Régulation par le marché
Dans ce contexte géopolitique difficile, le biogaz coche toutes les cases d’une nouvelle économie. Il fournit un engrais performant pour l’agriculture qui évite d’importer un engrais minéral pour lequel nous sommes dépendants de tiers et dont le prix explose (× 10), car sa production consomme beaucoup d’énergie. Il permet donc de réduire le déficit commercial tout en gagnant en autonomie alimentaire et énergétique. Le biogaz développe aussi une économie et des emplois non délocalisables.
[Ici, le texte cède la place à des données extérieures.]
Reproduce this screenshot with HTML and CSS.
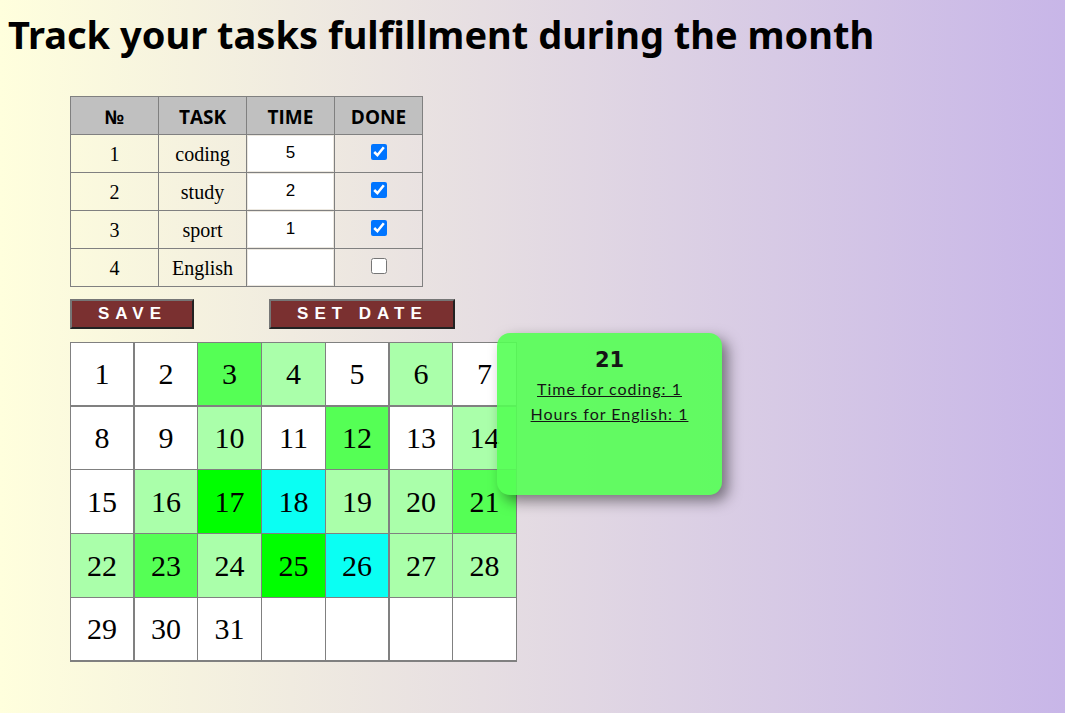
FILE: index.html
```html
<!DOCTYPE html>
<html lang="en">
<head>
<meta charset="utf-8">
<title>Task tracker</title>
<link rel="stylesheet" href="styles.css">
</head>
<body>
<h1 class="title">Track your tasks fulfillment during the month</h1>
<main class="tracker">
<table class="tasks">
<thead><tr><th scope="col">№</th><th scope="col">TASK</th><th scope="col">TIME</th><th scope="col">DONE</th></tr></thead>
<tbody>
<tr><td>1</td><td>coding</td><td><input class="time" type="text" aria-label="Time for coding" value="5"></td><td><input class="done" type="checkbox" aria-label="coding done" checked></td></tr>
<tr><td>2</td><td>study</td><td><input class="time" type="text" aria-label="Time for study" value="2"></td><td><input class="done" type="checkbox" aria-label="study done" checked></td></tr>
<tr><td>3</td><td>sport</td><td><input class="time" type="text" aria-label="Time for sport" value="1"></td><td><input class="done" type="checkbox" aria-label="sport done" checked></td></tr>
<tr><td>4</td><td>English</td><td><input class="time" type="text" aria-label="Time for English"></td><td><input class="done" type="checkbox" aria-label="English done"></td></tr>
</tbody>
</table>
<div class="actions">
<button class="action" type="button">SAVE</button>
<button class="action" type="button">SET DATE</button>
</div>
<div class="month">
<table class="calendar">
<colgroup><col class="narrow"><col><col><col><col class="narrow"><col><col></colgroup>
<tbody>
<tr class="short"><td>1</td><td>2</td><td class="mid">3</td><td class="low">4</td><td>5</td><td class="low">6</td><td>7</td></tr>
<tr><td>8</td><td>9</td><td class="low">10</td><td>11</td><td class="mid">12</td><td>13</td><td class="low">14</td></tr>
<tr><td>15</td><td class="low">16</td><td class="high">17</td><td class="top">18</td><td class="low">19</td><td class="low">20</td><td class="mid">21</td></tr>
<tr><td class="low">22</td><td class="mid">23</td><td class="low">24</td><td class="high">25</td><td class="top">26</td><td class="low">27</td><td class="low">28</td></tr>
<tr><td>29</td><td>30</td><td>31</td><td></td><td></td><td></td><td></td></tr>
</tbody>
</table>
<aside class="details">
<h2 class="details-day">21</h2>
<p class="details-line">Time for coding: 1</p>
<p class="details-line">Hours for English: 1</p>
</aside>
</div>
</main>
</body>
</html>
```
FILE: styles.css
```css
html {
  min-height: 100%;
  background: linear-gradient(to right, #ffffdd, #c8b6e8);
}

body {
  margin: 8px;
}

.title {
  margin: 0;
  font: bold 38px/52px "Noto Sans", "Open Sans", sans-serif;
}

.tracker {
  margin: 36px 62px 0;
}

.tasks {
  width: 353px;
  table-layout: fixed;
  border-collapse: collapse;
  font: 20px/24px "Liberation Serif", serif;
  text-align: center;
}

.tasks th,
.tasks td {
  box-sizing: border-box;
  height: 38px;
  padding: 0;
  border: 1px solid #808080;
}

.tasks th {
  padding-top: 2px;
  background: #c0c0c0;
  font: bold 19px/24px "Open Sans", "Noto Sans", sans-serif;
}

.time {
  display: block;
  box-sizing: border-box;
  width: 100%;
  height: 37px;
  padding: 0 2px 2px;
  border: 1px solid #ece8e0;
  background: #fff;
  font: 17px "Liberation Sans", Arial, sans-serif;
  text-align: center;
}

.done {
  display: block;
  width: 16px;
  height: 16px;
  margin: 0 auto 3px;
}

.actions {
  display: flex;
  gap: 75px;
  margin-top: 12px;
}

.action {
  height: 30px;
  padding: 0 25px 0 26px;
  border: 2px solid;
  border-color: #767676 #222 #222 #767676;
  background: #7a3030;
  color: #fff;
  font: bold 17px/24px "Liberation Sans", Arial, sans-serif;
  letter-spacing: 6px;
}

.month {
  position: relative;
  width: 447px;
  margin-top: 13px;
}

.calendar {
  width: 100%;
  table-layout: fixed;
  border-spacing: 0;
  border-right: 1px solid #808080;
  border-bottom: 2px solid #808080;
  font: 30px/34px "Liberation Serif", serif;
  text-align: center;
}

.calendar col {
  width: 64px;
}

.calendar .narrow {
  width: 63px;
}

.calendar td {
  box-sizing: border-box;
  height: 64px;
  padding: 0;
  border: solid #808080;
  border-width: 1px 0 0 1px;
  background: #fff;
}

.calendar .short td,
.calendar tr:last-child td {
  height: 63px;
}

.calendar .short + tr td {
  border-top-width: 2px;
}

.calendar td:nth-child(4n + 2) {
  border-left-width: 2px;
}

.calendar .low {
  background: #aaffaa;
}

.calendar .mid {
  background: #55ff55;
}

.calendar .high {
  background: #00ff00;
}

.calendar .top {
  background: #0afff3;
}

.details {
  position: absolute;
  top: -9px;
  left: 427px;
  box-sizing: border-box;
  width: 225px;
  height: 162px;
  padding: 14px 8px;
  border-radius: 13px;
  background: #55ff55;
  box-shadow: 6px 6px 14px #00000080;
  opacity: 0.9;
  text-align: center;
}

.details-day {
  margin: 0 0 2px;
  font: bold 21px/27px "DejaVu Sans", sans-serif;
}

.details-line {
  margin: 0;
  font: 16px/25px Lato, "Open Sans", sans-serif;
  letter-spacing: 1px;
  text-decoration: underline;
}
```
Il permet un recyclage de la matière organique et une capture du CO2 avec usage agricole ou industriel qui en fait un vecteur réel de transition énergétique. Et son potentiel n’est pas anecdotique puisque 120 à 150 TWh, soit le tiers de notre consommation annuelle actuelle, pourraient être produits d’ici à 2050. Mais on n’atteindra cet objectif qu’à moyen ou long terme.
Un équilibre du prix pourrait bien in fine provenir du marché. Car avec un prix des gaz fossiles qui explose, le coût de production réel des biogaz pourrait s’avérer moins élevé que celui du gaz naturel dont nous sommes totalement dépendants. En effet, les prix du gaz naturel dépassent désormais ceux du gaz vert et la production de biogaz devient stratégique. Cependant, en même temps, l’effet ciseaux de la baisse brutale de trajectoire des tarifs et de l’inflation bloque tous les projets en cours. Dans ce contexte, il serait logique de considérer que le coût du biogaz soit celui de sa production, augmenté des marges des différents acteurs, car le gap de coût avec le gaz fossile pourrait disparaître, sans compter les discussions autour des primes carbone. Nous arrivons sans doute à la fin de ce cycle. La crise de l’énergie actuelle pourrait bien finalement permettre l’essor de la filière biogaz à condition que l’État reconsidère celle-ci comme stratégique et opte pour une souplesse réglementaire et tarifaire accrue.